[SUPPLIED DATA]

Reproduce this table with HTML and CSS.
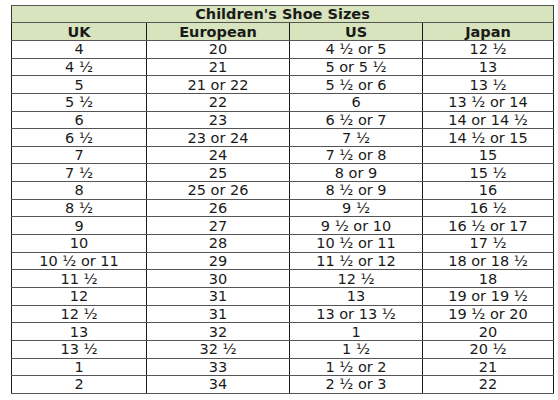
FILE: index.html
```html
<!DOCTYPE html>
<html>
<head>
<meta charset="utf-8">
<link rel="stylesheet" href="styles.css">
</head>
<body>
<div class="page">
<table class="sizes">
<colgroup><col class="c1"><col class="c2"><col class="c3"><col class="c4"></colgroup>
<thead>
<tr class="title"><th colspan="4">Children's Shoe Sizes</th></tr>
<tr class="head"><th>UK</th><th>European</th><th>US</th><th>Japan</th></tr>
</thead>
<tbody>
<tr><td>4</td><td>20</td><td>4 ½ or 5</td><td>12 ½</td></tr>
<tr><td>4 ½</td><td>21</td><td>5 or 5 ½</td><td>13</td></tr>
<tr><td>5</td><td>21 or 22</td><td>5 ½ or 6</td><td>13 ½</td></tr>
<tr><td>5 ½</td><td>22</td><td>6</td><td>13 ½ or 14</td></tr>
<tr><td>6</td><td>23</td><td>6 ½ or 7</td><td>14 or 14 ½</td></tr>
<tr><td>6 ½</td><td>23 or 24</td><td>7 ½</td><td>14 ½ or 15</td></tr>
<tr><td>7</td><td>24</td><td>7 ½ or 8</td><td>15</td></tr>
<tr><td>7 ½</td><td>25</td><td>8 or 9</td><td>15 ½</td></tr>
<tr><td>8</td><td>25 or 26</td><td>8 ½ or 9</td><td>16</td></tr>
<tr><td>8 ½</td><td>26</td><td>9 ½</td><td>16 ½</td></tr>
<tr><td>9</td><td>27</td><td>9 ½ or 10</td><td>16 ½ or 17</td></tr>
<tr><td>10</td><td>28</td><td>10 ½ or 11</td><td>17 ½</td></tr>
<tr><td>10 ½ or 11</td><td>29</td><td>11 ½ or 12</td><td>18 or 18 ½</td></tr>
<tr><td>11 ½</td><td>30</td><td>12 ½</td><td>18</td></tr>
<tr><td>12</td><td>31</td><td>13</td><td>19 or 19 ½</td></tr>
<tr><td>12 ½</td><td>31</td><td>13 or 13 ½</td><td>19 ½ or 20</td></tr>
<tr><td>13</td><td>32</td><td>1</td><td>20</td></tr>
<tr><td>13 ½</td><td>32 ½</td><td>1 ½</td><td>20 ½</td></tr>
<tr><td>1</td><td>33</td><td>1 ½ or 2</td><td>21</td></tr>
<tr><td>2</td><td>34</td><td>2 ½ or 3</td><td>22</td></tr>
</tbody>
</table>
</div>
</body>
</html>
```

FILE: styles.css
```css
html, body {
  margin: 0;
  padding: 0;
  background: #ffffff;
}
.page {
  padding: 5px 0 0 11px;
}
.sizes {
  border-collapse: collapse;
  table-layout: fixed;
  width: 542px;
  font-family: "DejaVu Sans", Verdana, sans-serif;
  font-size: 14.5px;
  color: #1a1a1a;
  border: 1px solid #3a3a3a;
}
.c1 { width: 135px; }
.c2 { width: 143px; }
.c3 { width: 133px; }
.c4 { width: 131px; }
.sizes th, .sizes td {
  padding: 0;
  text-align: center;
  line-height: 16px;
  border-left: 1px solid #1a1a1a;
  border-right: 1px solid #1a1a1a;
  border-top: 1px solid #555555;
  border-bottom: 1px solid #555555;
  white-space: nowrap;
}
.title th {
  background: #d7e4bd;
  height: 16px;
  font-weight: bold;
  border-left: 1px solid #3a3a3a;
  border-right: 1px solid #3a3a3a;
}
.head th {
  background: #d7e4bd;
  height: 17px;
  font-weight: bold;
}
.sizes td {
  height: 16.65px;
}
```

[WHAT YOU WILL DO] Restate the data above word for word. Skip every picture.

[OUTPUT]
Reproduce this table with HTML and CSS.
FILE: index.html
```html
<!DOCTYPE html>
<html>
<head>
<meta charset="utf-8">
<link rel="stylesheet" href="styles.css">
</head>
<body>
<div class="page">
<table class="sizes">
<colgroup><col class="c1"><col class="c2"><col class="c3"><col class="c4"></colgroup>
<thead>
<tr class="title"><th colspan="4">Children's Shoe Sizes</th></tr>
<tr class="head"><th>UK</th><th>European</th><th>US</th><th>Japan</th></tr>
</thead>
<tbody>
<tr><td>4</td><td>20</td><td>4 ½ or 5</td><td>12 ½</td></tr>
<tr><td>4 ½</td><td>21</td><td>5 or 5 ½</td><td>13</td></tr>
<tr><td>5</td><td>21 or 22</td><td>5 ½ or 6</td><td>13 ½</td></tr>
<tr><td>5 ½</td><td>22</td><td>6</td><td>13 ½ or 14</td></tr>
<tr><td>6</td><td>23</td><td>6 ½ or 7</td><td>14 or 14 ½</td></tr>
<tr><td>6 ½</td><td>23 or 24</td><td>7 ½</td><td>14 ½ or 15</td></tr>
<tr><td>7</td><td>24</td><td>7 ½ or 8</td><td>15</td></tr>
<tr><td>7 ½</td><td>25</td><td>8 or 9</td><td>15 ½</td></tr>
<tr><td>8</td><td>25 or 26</td><td>8 ½ or 9</td><td>16</td></tr>
<tr><td>8 ½</td><td>26</td><td>9 ½</td><td>16 ½</td></tr>
<tr><td>9</td><td>27</td><td>9 ½ or 10</td><td>16 ½ or 17</td></tr>
<tr><td>10</td><td>28</td><td>10 ½ or 11</td><td>17 ½</td></tr>
<tr><td>10 ½ or 11</td><td>29</td><td>11 ½ or 12</td><td>18 or 18 ½</td></tr>
<tr><td>11 ½</td><td>30</td><td>12 ½</td><td>18</td></tr>
<tr><td>12</td><td>31</td><td>13</td><td>19 or 19 ½</td></tr>
<tr><td>12 ½</td><td>31</td><td>13 or 13 ½</td><td>19 ½ or 20</td></tr>
<tr><td>13</td><td>32</td><td>1</td><td>20</td></tr>
<tr><td>13 ½</td><td>32 ½</td><td>1 ½</td><td>20 ½</td></tr>
<tr><td>1</td><td>33</td><td>1 ½ or 2</td><td>21</td></tr>
<tr><td>2</td><td>34</td><td>2 ½ or 3</td><td>22</td></tr>
</tbody>
</table>
</div>
</body>
</html>
```

FILE: styles.css
```css
html, body {
  margin: 0;
  padding: 0;
  background: #ffffff;
}
.page {
  padding: 5px 0 0 11px;
}
.sizes {
  border-collapse: collapse;
  table-layout: fixed;
  width: 542px;
  font-family: "DejaVu Sans", Verdana, sans-serif;
  font-size: 14.5px;
  color: #1a1a1a;
  border: 1px solid #3a3a3a;
}
.c1 { width: 135px; }
.c2 { width: 143px; }
.c3 { width: 133px; }
.c4 { width: 131px; }
.sizes th, .sizes td {
  padding: 0;
  text-align: center;
  line-height: 16px;
  border-left: 1px solid #1a1a1a;
  border-right: 1px solid #1a1a1a;
  border-top: 1px solid #555555;
  border-bottom: 1px solid #555555;
  white-space: nowrap;
}
.title th {
  background: #d7e4bd;
  height: 16px;
  font-weight: bold;
  border-left: 1px solid #3a3a3a;
  border-right: 1px solid #3a3a3a;
}
.head th {
  background: #d7e4bd;
  height: 17px;
  font-weight: bold;
}
.sizes td {
  height: 16.65px;
}
```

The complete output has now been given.